→ The request:
Repeat exactly the lines from the start of the material below up to and including the "string; chi2: string;" line.

→ Stored data:
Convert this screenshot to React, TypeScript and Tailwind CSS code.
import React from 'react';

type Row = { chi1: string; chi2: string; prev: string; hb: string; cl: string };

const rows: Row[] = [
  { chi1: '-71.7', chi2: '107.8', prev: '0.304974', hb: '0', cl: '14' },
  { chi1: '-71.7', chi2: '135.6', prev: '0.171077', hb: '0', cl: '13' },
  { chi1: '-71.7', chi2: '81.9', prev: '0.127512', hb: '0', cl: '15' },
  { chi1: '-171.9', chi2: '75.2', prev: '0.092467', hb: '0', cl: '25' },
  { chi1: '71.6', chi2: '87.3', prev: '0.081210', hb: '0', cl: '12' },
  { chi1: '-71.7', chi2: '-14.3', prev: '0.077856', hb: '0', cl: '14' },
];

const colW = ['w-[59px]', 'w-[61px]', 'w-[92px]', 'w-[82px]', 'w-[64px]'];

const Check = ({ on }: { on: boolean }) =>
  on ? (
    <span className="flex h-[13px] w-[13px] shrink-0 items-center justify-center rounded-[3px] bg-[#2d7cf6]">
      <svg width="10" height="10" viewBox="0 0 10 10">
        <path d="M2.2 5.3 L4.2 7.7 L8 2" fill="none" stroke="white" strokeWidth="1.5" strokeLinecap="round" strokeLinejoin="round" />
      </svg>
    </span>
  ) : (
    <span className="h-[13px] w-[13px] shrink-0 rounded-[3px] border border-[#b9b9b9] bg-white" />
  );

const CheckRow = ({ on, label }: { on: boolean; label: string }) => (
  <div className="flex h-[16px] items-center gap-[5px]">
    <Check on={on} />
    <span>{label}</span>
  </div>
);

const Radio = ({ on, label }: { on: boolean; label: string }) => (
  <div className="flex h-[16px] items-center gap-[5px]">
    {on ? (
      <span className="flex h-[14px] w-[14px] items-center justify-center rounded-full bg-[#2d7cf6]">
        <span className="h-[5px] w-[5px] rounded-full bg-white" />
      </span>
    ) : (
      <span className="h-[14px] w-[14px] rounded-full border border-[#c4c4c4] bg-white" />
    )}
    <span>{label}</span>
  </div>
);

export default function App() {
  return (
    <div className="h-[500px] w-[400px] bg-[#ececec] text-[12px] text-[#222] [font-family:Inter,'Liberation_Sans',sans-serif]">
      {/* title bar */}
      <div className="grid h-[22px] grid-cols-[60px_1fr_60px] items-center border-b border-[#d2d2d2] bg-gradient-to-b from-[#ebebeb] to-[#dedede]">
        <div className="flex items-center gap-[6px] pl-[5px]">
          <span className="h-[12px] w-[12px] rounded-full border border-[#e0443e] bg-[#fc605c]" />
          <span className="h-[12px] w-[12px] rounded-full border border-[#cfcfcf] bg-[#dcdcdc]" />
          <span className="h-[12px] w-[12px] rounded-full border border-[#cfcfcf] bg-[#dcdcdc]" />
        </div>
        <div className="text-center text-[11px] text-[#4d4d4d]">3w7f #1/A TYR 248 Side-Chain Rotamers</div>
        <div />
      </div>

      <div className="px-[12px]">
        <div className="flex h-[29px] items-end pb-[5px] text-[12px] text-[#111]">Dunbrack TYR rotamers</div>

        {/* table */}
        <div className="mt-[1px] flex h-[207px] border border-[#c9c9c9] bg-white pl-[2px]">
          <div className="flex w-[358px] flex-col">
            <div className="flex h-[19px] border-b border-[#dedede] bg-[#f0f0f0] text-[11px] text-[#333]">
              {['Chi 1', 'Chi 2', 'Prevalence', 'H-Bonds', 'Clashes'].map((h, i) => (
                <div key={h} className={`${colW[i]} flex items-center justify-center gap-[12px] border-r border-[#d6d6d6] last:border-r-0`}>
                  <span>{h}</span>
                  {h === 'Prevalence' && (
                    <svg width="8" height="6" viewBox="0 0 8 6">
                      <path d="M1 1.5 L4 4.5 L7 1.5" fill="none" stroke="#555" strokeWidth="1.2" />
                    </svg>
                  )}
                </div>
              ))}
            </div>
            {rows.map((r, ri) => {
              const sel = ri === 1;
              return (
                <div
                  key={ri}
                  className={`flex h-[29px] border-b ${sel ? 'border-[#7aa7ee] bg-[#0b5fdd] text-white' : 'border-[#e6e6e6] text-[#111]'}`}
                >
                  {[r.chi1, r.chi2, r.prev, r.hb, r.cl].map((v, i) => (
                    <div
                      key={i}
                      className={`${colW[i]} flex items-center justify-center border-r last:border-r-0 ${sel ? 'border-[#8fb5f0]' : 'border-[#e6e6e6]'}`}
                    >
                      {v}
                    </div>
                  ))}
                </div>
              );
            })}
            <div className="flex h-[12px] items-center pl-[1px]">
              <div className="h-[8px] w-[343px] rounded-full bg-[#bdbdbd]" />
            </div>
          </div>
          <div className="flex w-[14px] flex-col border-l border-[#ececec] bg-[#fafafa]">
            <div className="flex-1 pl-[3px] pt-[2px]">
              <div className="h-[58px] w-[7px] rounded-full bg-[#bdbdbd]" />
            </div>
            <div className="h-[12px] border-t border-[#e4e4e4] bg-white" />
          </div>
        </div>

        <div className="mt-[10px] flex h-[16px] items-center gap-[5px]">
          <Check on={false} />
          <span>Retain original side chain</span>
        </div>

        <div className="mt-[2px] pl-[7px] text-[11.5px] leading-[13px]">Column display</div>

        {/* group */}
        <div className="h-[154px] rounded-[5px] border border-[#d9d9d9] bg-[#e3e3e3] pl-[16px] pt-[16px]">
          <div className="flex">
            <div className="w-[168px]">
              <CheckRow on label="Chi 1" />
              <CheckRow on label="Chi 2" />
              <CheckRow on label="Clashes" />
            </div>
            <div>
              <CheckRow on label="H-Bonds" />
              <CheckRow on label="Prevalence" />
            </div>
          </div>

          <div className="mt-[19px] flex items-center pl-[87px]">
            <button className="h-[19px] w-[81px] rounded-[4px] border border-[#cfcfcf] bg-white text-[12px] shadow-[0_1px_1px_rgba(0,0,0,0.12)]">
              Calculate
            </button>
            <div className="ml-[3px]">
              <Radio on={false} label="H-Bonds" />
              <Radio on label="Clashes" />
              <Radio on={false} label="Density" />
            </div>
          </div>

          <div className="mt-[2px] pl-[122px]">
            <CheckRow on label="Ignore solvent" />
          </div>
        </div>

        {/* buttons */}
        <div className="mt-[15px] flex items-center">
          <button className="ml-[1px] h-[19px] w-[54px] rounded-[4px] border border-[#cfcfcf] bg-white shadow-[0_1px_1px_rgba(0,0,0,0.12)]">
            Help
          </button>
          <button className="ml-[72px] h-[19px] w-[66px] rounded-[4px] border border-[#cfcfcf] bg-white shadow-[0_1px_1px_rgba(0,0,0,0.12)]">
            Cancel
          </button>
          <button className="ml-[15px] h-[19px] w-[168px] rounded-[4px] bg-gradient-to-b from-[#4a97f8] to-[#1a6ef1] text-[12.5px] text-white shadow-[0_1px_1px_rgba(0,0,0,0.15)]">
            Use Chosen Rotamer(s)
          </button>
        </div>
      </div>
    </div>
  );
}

→ Expected answer:
Convert this screenshot to React, TypeScript and Tailwind CSS code.
import React from 'react';

type Row = { chi1: string; chi2: string; prev: string; hb: string; cl: string };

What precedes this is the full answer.